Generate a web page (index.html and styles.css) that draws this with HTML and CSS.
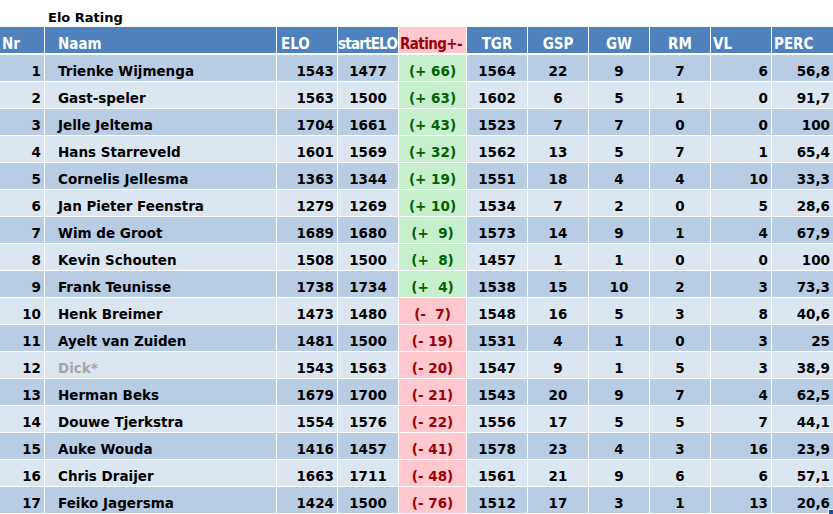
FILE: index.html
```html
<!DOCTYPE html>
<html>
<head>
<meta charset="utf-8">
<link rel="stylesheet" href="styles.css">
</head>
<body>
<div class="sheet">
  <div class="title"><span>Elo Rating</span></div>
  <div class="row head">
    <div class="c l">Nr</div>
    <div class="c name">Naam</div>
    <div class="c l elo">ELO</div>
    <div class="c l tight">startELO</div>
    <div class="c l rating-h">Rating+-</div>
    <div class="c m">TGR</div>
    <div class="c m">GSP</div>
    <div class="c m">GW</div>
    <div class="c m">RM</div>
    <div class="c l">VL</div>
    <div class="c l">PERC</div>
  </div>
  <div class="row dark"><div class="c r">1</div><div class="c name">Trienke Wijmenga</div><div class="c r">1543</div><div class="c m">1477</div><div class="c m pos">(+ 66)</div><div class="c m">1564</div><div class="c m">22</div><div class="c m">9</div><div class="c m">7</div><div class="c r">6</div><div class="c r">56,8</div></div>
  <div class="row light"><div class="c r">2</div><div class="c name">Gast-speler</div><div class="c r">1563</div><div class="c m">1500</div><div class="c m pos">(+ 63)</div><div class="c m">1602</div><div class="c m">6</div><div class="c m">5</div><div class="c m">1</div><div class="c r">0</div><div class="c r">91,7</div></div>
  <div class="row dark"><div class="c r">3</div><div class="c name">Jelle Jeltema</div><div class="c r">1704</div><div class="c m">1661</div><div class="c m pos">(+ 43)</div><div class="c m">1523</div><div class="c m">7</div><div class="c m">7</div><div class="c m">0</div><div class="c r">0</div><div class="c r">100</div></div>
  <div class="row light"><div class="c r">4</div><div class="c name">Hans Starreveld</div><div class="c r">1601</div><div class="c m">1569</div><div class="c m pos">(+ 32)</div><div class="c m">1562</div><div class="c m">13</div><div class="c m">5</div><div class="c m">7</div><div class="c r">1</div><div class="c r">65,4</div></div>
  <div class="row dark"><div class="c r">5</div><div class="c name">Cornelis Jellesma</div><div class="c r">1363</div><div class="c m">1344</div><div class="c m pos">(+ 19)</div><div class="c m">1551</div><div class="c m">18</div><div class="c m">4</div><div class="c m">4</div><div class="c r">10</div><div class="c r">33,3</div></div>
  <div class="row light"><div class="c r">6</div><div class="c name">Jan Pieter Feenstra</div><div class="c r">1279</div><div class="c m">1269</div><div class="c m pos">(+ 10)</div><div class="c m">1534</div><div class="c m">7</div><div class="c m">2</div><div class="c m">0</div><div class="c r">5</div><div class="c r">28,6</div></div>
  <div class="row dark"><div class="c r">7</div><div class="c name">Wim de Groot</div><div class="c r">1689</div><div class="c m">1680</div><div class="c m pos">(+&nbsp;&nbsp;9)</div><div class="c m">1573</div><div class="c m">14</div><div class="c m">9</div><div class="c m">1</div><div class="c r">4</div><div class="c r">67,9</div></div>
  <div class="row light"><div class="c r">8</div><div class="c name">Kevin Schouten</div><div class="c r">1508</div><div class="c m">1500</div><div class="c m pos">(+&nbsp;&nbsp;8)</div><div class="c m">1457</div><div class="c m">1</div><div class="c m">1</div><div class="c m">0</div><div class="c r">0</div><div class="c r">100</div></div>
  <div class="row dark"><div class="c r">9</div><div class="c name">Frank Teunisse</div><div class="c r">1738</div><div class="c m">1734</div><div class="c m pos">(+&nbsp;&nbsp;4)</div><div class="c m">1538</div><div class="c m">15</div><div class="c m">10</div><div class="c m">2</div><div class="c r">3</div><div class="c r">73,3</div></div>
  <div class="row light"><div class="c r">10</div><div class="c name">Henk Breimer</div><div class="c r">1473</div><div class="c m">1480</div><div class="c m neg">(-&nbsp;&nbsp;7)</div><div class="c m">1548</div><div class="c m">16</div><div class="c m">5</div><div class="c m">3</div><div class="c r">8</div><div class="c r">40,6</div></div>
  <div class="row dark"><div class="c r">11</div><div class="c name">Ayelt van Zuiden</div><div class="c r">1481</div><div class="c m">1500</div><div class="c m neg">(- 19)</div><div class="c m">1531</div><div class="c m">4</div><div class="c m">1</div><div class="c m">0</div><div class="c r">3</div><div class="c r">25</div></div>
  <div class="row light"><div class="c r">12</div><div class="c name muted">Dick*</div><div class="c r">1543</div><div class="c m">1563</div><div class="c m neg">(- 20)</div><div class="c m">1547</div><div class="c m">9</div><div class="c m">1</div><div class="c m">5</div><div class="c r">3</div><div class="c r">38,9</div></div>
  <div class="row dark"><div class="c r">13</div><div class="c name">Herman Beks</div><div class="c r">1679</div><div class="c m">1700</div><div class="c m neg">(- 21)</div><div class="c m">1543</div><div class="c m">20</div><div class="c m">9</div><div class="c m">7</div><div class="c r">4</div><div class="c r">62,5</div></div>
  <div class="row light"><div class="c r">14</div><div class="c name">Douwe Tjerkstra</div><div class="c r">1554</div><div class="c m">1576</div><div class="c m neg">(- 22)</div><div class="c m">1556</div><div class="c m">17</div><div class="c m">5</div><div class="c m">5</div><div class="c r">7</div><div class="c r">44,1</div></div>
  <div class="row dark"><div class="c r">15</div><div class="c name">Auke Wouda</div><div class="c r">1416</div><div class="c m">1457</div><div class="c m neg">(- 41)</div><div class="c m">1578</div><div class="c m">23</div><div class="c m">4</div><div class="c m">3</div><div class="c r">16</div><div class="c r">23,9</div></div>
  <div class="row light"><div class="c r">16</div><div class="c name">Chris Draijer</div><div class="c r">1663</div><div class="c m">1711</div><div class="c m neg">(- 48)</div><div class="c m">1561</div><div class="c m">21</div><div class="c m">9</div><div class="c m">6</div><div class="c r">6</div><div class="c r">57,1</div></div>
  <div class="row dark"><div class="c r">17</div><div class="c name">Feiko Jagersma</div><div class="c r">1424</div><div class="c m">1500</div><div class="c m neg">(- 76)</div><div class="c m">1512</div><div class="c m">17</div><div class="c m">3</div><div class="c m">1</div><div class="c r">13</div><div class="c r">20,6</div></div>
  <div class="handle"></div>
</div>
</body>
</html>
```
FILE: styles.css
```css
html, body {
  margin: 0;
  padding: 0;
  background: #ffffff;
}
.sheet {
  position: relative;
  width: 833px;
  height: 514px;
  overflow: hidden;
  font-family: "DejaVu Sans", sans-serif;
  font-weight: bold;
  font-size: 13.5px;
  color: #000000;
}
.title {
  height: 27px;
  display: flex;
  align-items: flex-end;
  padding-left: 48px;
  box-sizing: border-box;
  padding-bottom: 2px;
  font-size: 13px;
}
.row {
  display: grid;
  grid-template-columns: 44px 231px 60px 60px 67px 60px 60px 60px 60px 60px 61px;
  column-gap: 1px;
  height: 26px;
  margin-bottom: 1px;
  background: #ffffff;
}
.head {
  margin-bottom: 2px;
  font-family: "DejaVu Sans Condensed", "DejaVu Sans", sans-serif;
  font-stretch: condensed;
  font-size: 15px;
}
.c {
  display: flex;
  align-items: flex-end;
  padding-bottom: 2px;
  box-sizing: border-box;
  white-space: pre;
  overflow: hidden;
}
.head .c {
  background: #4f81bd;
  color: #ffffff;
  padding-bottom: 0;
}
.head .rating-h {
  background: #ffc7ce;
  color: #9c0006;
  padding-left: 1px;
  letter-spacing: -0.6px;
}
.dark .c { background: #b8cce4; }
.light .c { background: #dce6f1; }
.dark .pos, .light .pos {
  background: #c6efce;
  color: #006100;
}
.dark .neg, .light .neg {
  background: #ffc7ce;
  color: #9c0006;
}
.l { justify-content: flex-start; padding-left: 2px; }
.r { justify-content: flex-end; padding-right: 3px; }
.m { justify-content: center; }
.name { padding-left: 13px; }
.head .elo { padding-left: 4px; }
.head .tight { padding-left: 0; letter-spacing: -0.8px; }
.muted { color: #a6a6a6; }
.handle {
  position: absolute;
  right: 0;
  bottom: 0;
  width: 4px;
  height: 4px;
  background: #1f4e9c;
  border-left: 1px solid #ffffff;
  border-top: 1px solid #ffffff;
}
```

§ §

• _What the task asks_
List the lines that contain the word "styles".

• _Task solution_
Generate a web page (index.html and styles.css) that draws this with HTML and CSS.
<link rel="stylesheet" href="styles.css">
FILE: styles.css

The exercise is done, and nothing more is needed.